Most real estate professionals know the ins and outs of disclosing physical damage or immediate hazards about a home to potential buyers. Whether it’s faulty wiring in the basement or mold damage due to moisture, there’s a disclosure form for that. But what about issues with the property that aren’t so apparent — more psychological, stigmatized… or even haunted?
A stigmatized property is any building that has a detrimental issue that is not related to its physical condition. This could include a sordid history — say, a murder or suicide on the premises — or even a belief that the house has a supernatural visitor. In Illinois, the Real Estate License Act states that agents only have to disclose information that has a physical effect on the property; anything else would be considered a psychological defect or a stigma. “So, if we’re not talking about a defect in the physical condition, then we’re talking about a stigma or a psychological defect, if you will, that is really subjective,” said Betsy Urbance, general counsel and vice president of legal services for Illinois Realtors. The seriousness of the “defect” is determined by the parties involved in the sale.
Brokers in Illinois should count their blessings, as several other states throughout the country are much more exacting about their disclosure laws. In California, anything that could affect the material value of a home is required to be disclosed. That includes death and property that is stigmatized, such as a property that is known to have a haunting past. “Anything that affects, or could potentially affect, the material value of the property needs to be disclosed,” said Cindi Hagley, owner of The Hagley Group in Pleasanton, California. “If there’s been a death on the property in the last three years, that must be disclosed. Manner of death doesn’t need to be disclosed, but if we’re asked about it as licensed [real estate professionals], we want to disclose that if they ask about it.”
California’s departure from disclosure law might be best seen in the context of the state’s laser focus on consumer protection. Hagley noted that while disclosure laws like Illinois’ tend to benefit the listing agent and the seller, increased disclosures, such as those in her home state, clearly benefit buyers and their representatives.
Hagley, who’s known throughout California as the stigmatized home specialist, noted that it’s not just about ghostly visitors. “Stigmatized homes could be a meth lab,” she said, noting that haunted houses are relatively rare. As a national consultant, she always recommends that agents disclose as much as possible, even if the state doesn’t require it. “If there was a mass murder on a piece of property and a buyer who was looking from out of state doesn’t know this, I think the buyer should know that that happened,” she said, noting that the buyer could have a case for a lawsuit.
Urbance calls it the “neighbors always tell” rule. If given the chance, locals will often let potential buyers know of any gruesome or weird occurrences that have happened at the house. “I always suggest that they have a sensitive and/or frank discussion with the seller reminding the seller to talk to their attorney first and foremost. That’s No. 1, and No.2: Consider the fact that the neighbors always tell stories.”

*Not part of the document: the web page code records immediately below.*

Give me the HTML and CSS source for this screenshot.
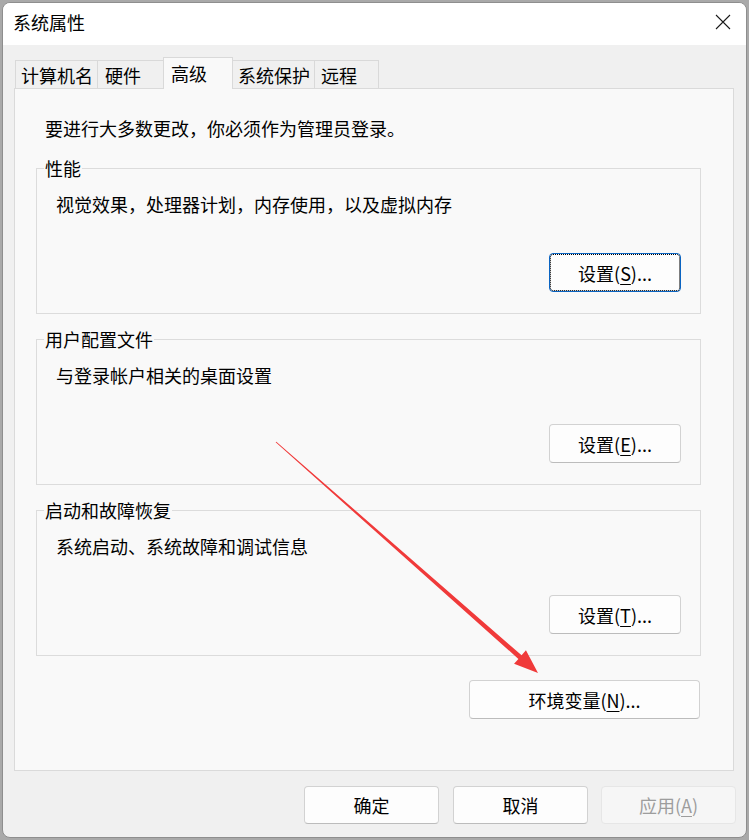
FILE: index.html
```html
<!DOCTYPE html>
<html lang="zh-CN">
<head>
<meta charset="utf-8">
<title>系统属性</title>
<link rel="stylesheet" href="styles.css">
</head>
<body>
<div class="window">
  <div class="titlebar">
    <span class="title">系统属性</span>
    <svg class="close" width="16" height="16" viewBox="0 0 16 16" aria-label="关闭">
      <path d="M1 1 L15 15 M15 1 L1 15" stroke="#1b1b1b" stroke-width="1.1" fill="none"/>
    </svg>
  </div>
  <div class="content">
    <div class="tabs">
      <div class="tab t1">计算机名</div>
      <div class="tab t2">硬件</div>
      <div class="tab t3 active">高级</div>
      <div class="tab t4">系统保护</div>
      <div class="tab t5">远程</div>
    </div>
    <div class="panel">
      <p class="intro">要进行大多数更改，你必须作为管理员登录。</p>
      <fieldset class="group">
        <legend>性能</legend>
        <div class="group-body">
          <p class="desc">视觉效果，处理器计划，内存使用，以及虚拟内存</p>
          <div class="group-actions"><button class="btn btn-set focused">设置(<u>S</u>)...</button></div>
        </div>
      </fieldset>
      <fieldset class="group">
        <legend>用户配置文件</legend>
        <div class="group-body">
          <p class="desc">与登录帐户相关的桌面设置</p>
          <div class="group-actions"><button class="btn btn-set">设置(<u>E</u>)...</button></div>
        </div>
      </fieldset>
      <fieldset class="group">
        <legend>启动和故障恢复</legend>
        <div class="group-body">
          <p class="desc">系统启动、系统故障和调试信息</p>
          <div class="group-actions"><button class="btn btn-set">设置(<u>T</u>)...</button></div>
        </div>
      </fieldset>
      <div class="env-row"><button class="btn btn-env">环境变量(<u>N</u>)...</button></div>
    </div>
    <div class="dialog-buttons">
      <button class="btn btn-dlg">确定</button>
      <button class="btn btn-dlg">取消</button>
      <button class="btn btn-dlg disabled" disabled>应用(<u>A</u>)</button>
    </div>
  </div>
</div>
<svg class="arrow" width="749" height="840" viewBox="0 0 749 840">
  <polygon fill="#f03a3a" points="276.33,441.63 521.6,655.3 525.95,650.35 538,673 514.05,663.85 518.4,658.9 275.67,442.37"/>
</svg>
</body>
</html>
```
FILE: styles.css
```css
* { box-sizing: border-box; }
html, body { margin: 0; padding: 0; }
body {
  width: 749px;
  height: 840px;
  overflow: hidden;
  background: #a9a9a9;
  padding: 2px 0 0 2px;
  font-family: "Noto Sans CJK SC", "Noto Sans", sans-serif;
  font-size: 18px;
  color: #000;
}
.window {
  width: 745px;
  height: 836px;
  border: 1px solid #8e8e8e;
  border-radius: 8px;
  background: #f0f0f0;
  overflow: hidden;
  display: flex;
  flex-direction: column;
}
.titlebar {
  height: 42px;
  flex: none;
  background: #ffffff;
  display: flex;
  align-items: center;
  justify-content: space-between;
  padding: 0 15px 4px 10px;
}
.title { line-height: 24px; }
.close { display: block; }
.content {
  padding: 12px 0 0 11px;
}
.tabs {
  display: flex;
  align-items: flex-end;
  margin-left: 1px;
  margin-bottom: -1px;
  position: relative;
  z-index: 1;
}
.tab {
  height: 28px;
  margin-bottom: 1px;
  border: 1px solid #d9d9d9;
  border-bottom: none;
  background: #f0f0f0;
  display: flex;
  align-items: center;
  padding-left: 5px;
  line-height: 22px;
  white-space: nowrap;
}
.tab + .tab { margin-left: -1px; }
.t1 { width: 83px; }
.t2 { width: 67px; padding-left: 7px; }
.t3 { width: 70px; padding-left: 7px; }
.t4 { width: 83px; }
.t5 { width: 65px; padding-left: 6px; }
.tab.active {
  height: 32px;
  margin-bottom: 0;
  background: #f9f9f9;
  position: relative;
  z-index: 2;
  padding-bottom: 2px;
}
.panel {
  width: 720px;
  height: 683px;
  border: 1px solid #dadada;
  background: #f9f9f9;
  padding: 27px 32px 0 21px;
}
.intro {
  margin: 0 0 0 9px;
  line-height: 24px;
}
.group {
  margin: 18px 0 0 0;
  padding: 0;
  min-width: 0;
  border: 1px solid #dcdcdc;
}
.group + .group { margin-top: 15px; }
.group legend {
  margin-left: 7px;
  padding: 0 1px;
  line-height: 20px;
}
.group-body {
  padding: 14px 19px 21px 19px;
}
.desc {
  margin: 0;
  line-height: 24px;
}
.group-actions {
  margin-top: 37px;
  display: flex;
  justify-content: flex-end;
}
.btn {
  font-family: inherit;
  font-size: 18px;
  color: #000;
  background: #fdfdfd;
  border: 1px solid #d2d2d2;
  border-bottom-color: #bcbcbc;
  border-radius: 4px;
  padding: 0;
  line-height: 22px;
  display: flex;
  align-items: center;
  justify-content: center;
}
.btn u { text-underline-offset: 3px; text-decoration-thickness: 1px; }
.btn-set { width: 132px; height: 39px; }
.btn.focused {
  border: 1px solid #0a64c2;
  outline: 1px dotted #000;
  outline-offset: -2px;
}
.env-row {
  margin-top: 24px;
  display: flex;
  justify-content: flex-end;
  padding-right: 1px;
}
.btn-env { width: 231px; height: 39px; }
.dialog-buttons {
  width: 722px;
  margin-top: 15px;
  display: flex;
  justify-content: flex-end;
  gap: 14px;
}
.btn-dlg { width: 135px; height: 38px; }
.btn-dlg:nth-child(3) { margin-left: -1px; }
.btn.disabled {
  background: #f6f6f6;
  border-color: #e6e6e6;
  color: #9d9d9d;
}
.arrow {
  position: absolute;
  left: 0;
  top: 0;
  pointer-events: none;
}
```
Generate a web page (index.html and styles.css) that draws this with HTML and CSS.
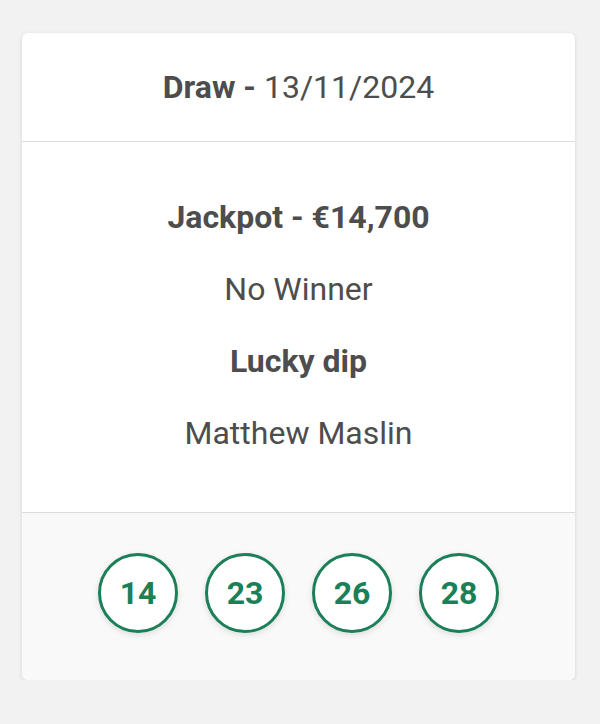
FILE: index.html
```html
<!DOCTYPE html>
<html lang="en">
<head>
    <meta charset="UTF-8">
    <meta name="viewport" content="width=device-width, initial-scale=1.0">
    <title>Draw Result</title>
    <link rel="stylesheet" href="styles.css">
</head>
<body>
    <section class="card">
        <header class="cardHeader">
            <h2 class="drawTitle"><strong>Draw -</strong> 13/11/2024</h2>
        </header>
        <div class="cardBody">
            <p class="line bold">Jackpot - €14,700</p>
            <p class="line">No Winner</p>
            <p class="line bold">Lucky dip</p>
            <p class="line">Matthew Maslin</p>
        </div>
        <div class="cardFooter">
            <span class="ball">14</span>
            <span class="ball">23</span>
            <span class="ball">26</span>
            <span class="ball">28</span>
        </div>
    </section>
</body>
</html>
```

FILE: styles.css
```css
* {
    margin: 0;
    padding: 0;
    box-sizing: border-box;
}

body {
    font-family: Roboto, "Liberation Sans", sans-serif;
    background-color: #f2f2f2;
    color: #4d4d4d;
    padding: 33px 25px 0 22px;
}

.card {
    background-color: #fff;
    border-radius: 6px;
    box-shadow: 0 1px 4px rgba(0, 0, 0, 0.12);
    overflow: hidden;
}

.cardHeader {
    height: 109px;
    display: flex;
    align-items: center;
    justify-content: center;
    border-bottom: 1px solid #dcdcdc;
}

.drawTitle {
    font-size: 32px;
    font-weight: 400;
}

.drawTitle strong {
    font-weight: 700;
}

.cardBody {
    height: 371px;
    padding-top: 39px;
    text-align: center;
    border-bottom: 1px solid #dcdcdc;
}

.line {
    font-size: 32px;
    line-height: 72px;
}

.bold {
    font-weight: 700;
}

.cardFooter {
    height: 167px;
    background-color: #f9f9f9;
    display: flex;
    justify-content: center;
    align-items: center;
    gap: 27px;
    padding-bottom: 8px;
}

.ball {
    width: 80px;
    height: 80px;
    border: 3px solid #1b7f57;
    border-radius: 50%;
    background-color: #fff;
    color: #1b7f57;
    font-size: 32px;
    font-weight: 700;
    display: flex;
    align-items: center;
    justify-content: center;
    box-shadow: 0 2px 6px rgba(0, 0, 0, 0.12);
}
```
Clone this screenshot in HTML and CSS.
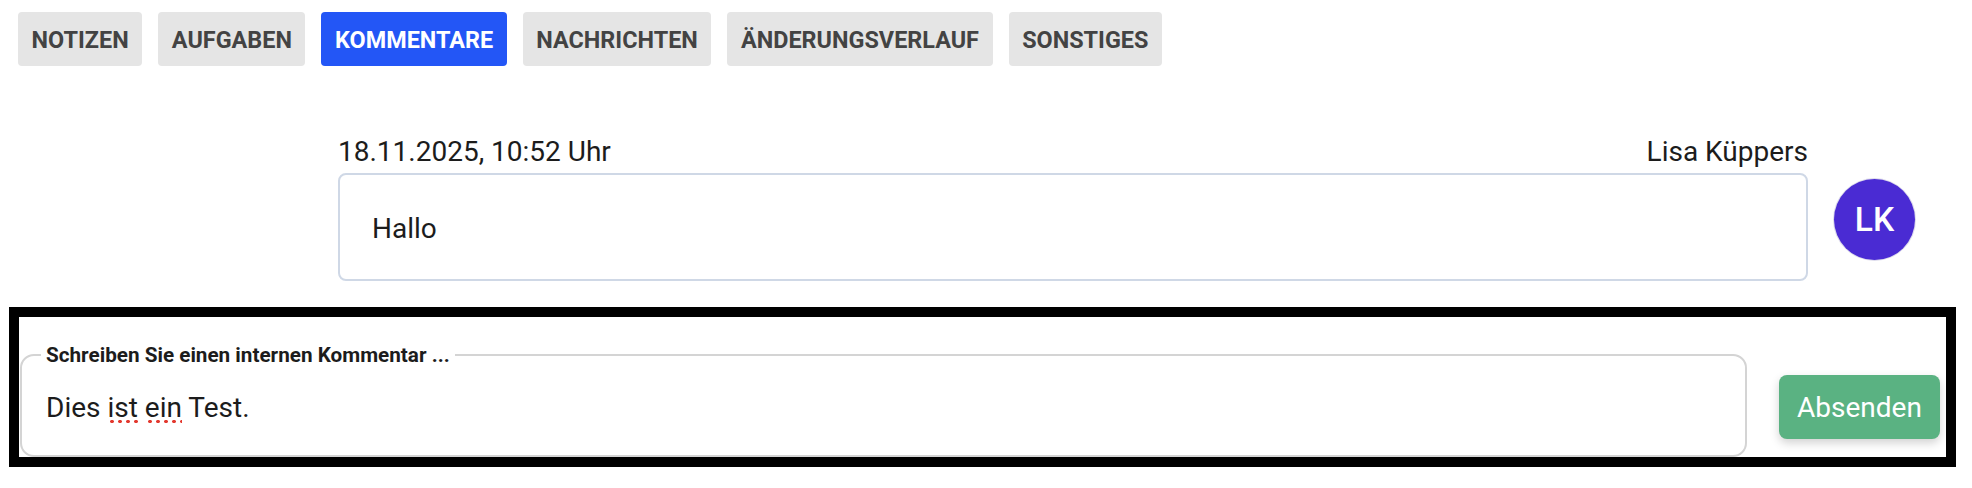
FILE: index.html
```html
<!DOCTYPE html>
<html lang="de">
<head>
<meta charset="utf-8">
<title>Kommentare</title>
<link rel="stylesheet" href="styles.css">
</head>
<body>
<nav class="tabs">
  <button class="tab">NOTIZEN</button>
  <button class="tab">AUFGABEN</button>
  <button class="tab tab-active">KOMMENTARE</button>
  <button class="tab">NACHRICHTEN</button>
  <button class="tab">ÄNDERUNGSVERLAUF</button>
  <button class="tab">SONSTIGES</button>
</nav>

<section class="comment-row">
  <div class="comment-main">
    <div class="comment-head">
      <span class="comment-date">18.11.2025, 10:52 Uhr</span>
      <span class="comment-author">Lisa Küppers</span>
    </div>
    <div class="comment-box">Hallo</div>
  </div>
  <div class="avatar">LK</div>
</section>

<section class="compose">
  <fieldset class="compose-field">
    <legend class="compose-legend">Schreiben Sie einen internen Kommentar ...</legend>
    <div class="compose-text">Dies <span class="spell">ist</span> <span class="spell">ein</span> Test.</div>
  </fieldset>
  <button class="send">Absenden</button>
</section>
</body>
</html>
```

FILE: styles.css
```css
html, body {
  margin: 0;
  padding: 0;
  background: #ffffff;
}

body {
  font-family: Roboto, "Liberation Sans", Arial, sans-serif;
  color: #1c1c1c;
  width: 1972px;
}

.tabs {
  display: flex;
  gap: 16px;
  padding: 12px 0 0 18px;
}

.tab {
  font-family: Roboto, "Liberation Sans", Arial, sans-serif;
  font-weight: 700;
  font-size: 23.4px;
  line-height: 26px;
  color: #434343;
  background: #e5e5e5;
  border: 0;
  border-radius: 4px;
  padding: 15px 13.6px 13px;
  margin: 0;
}

.tab-active {
  background: #2356f6;
  color: #ffffff;
}

.comment-row {
  display: flex;
  gap: 26px;
  margin: 69px 57px 0 338px;
}

.comment-main {
  flex: 1;
  display: flex;
  flex-direction: column;
  gap: 5px;
}

.comment-head {
  display: flex;
  justify-content: space-between;
  font-size: 28px;
  line-height: 33px;
  color: #1c1c1c;
}

.comment-box {
  border: 2px solid #cfd8e6;
  border-radius: 8px;
  padding: 37px 31px 34px 32px;
  font-size: 28px;
  line-height: 33px;
  color: #1c1c1c;
}

.avatar {
  flex: 0 0 auto;
  width: 81px;
  height: 81px;
  margin-top: 44px;
  border-radius: 50%;
  background: #4a2bd3;
  box-shadow: 0 0 0 1px #dedcec;
  color: #ffffff;
  font-size: 33.6px;
  font-weight: 500;
  display: flex;
  align-items: center;
  justify-content: center;
}

.compose {
  display: flex;
  align-items: stretch;
  gap: 32px;
  margin: 26px 16px 0 9px;
  border: 10px solid #000000;
  padding: 26px 6px 0 1px;
  height: 114px;
  overflow: hidden;
}

.compose-field {
  flex: 1;
  margin: 0;
  border: 2px solid #d4d4d4;
  border-radius: 14px;
  padding: 24px 23px 0 24px;
  min-width: 0;
}

.compose-legend {
  font-size: 20.7px;
  line-height: 24px;
  font-weight: 700;
  color: #1c1c1c;
  padding: 0 5px;
  margin-left: -5px;
}

.compose-text {
  font-size: 28px;
  line-height: 33px;
  color: #1c1c1c;
}

.spell {
  background-image: radial-gradient(circle, #e3392f 1.6px, rgba(227, 57, 47, 0) 2px);
  background-size: 8px 5px;
  background-repeat: repeat-x;
  background-position: 1px calc(100% - 0.5px);
}

.send {
  flex: 0 0 auto;
  align-self: flex-end;
  margin: 0 0 18px 0;
  width: 161px;
  height: 64px;
  border: 0;
  border-radius: 8px;
  background: #5ab282;
  color: #ffffff;
  font-family: Roboto, "Liberation Sans", Arial, sans-serif;
  font-size: 28px;
  font-weight: 400;
  padding: 0;
  box-shadow: 0 4px 10px rgba(0, 0, 0, 0.18);
}
```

The Illinois disclosure laws don’t look like they will see any big change anytime soon, specifically when it comes to homes that are stigmatized as haunted. “How do you prove the ghost, right? Even if you watch those crazy TV shows that my kids watch, I’d argue it’s static,” said Urbance. Illinois recently went through an extensive revision of their license act, and zero discussion was had about the disclosure segment of the law.
Agents across the country have had to deal with spooky homes that have a pretty dark history. Robert Giambalvo, a Redfin agent based in California, recently sold the infamous Los Angeles house where members of the Manson Family killed Leno and Rosemary LaBianca in 1969. The “Ghost Adventures” host Zak Bagans bought the home, which makes obvious sense for his interest in the supernatural. Giambalvo said he didn’t experience anything strange or out of the ordinary while showing the home, but his biggest challenge was weeding out the serious clients from the Instagrammers wanting a photo-op. “We probably had over a hundred tour requests, probably only showed it to about 20 people,” said Giambalvo. “There’s no photography allowed… they have to demonstrate their ability to purchase.” This included clients showing Giambalvo their bank statements and getting preapproved by their banks.
Aside from the home’s gruesome history, the 280-degree views of downtown LA made the home desirable to many, said Giambalvo. Many buyers didn’t even ask him questions about the home’s past. “How long does something need to pass where something like that becomes insignificant?” he asked. “I bet you that most of the people that saw the house were probably born after 1968, so it’s not really a significant thing to them.”
Hagley’s advice when showing stigmatized homes is to keep your emotions out of it when dealing with a buyer. “If you’re showing an allegedly haunted home, be neutral because you don’t know how that prospective buyer feels,” she said. “If you’re in a home, be respectful. Also, if you do believe in the paranormal, the last thing you want to do is upset one of these spirits.”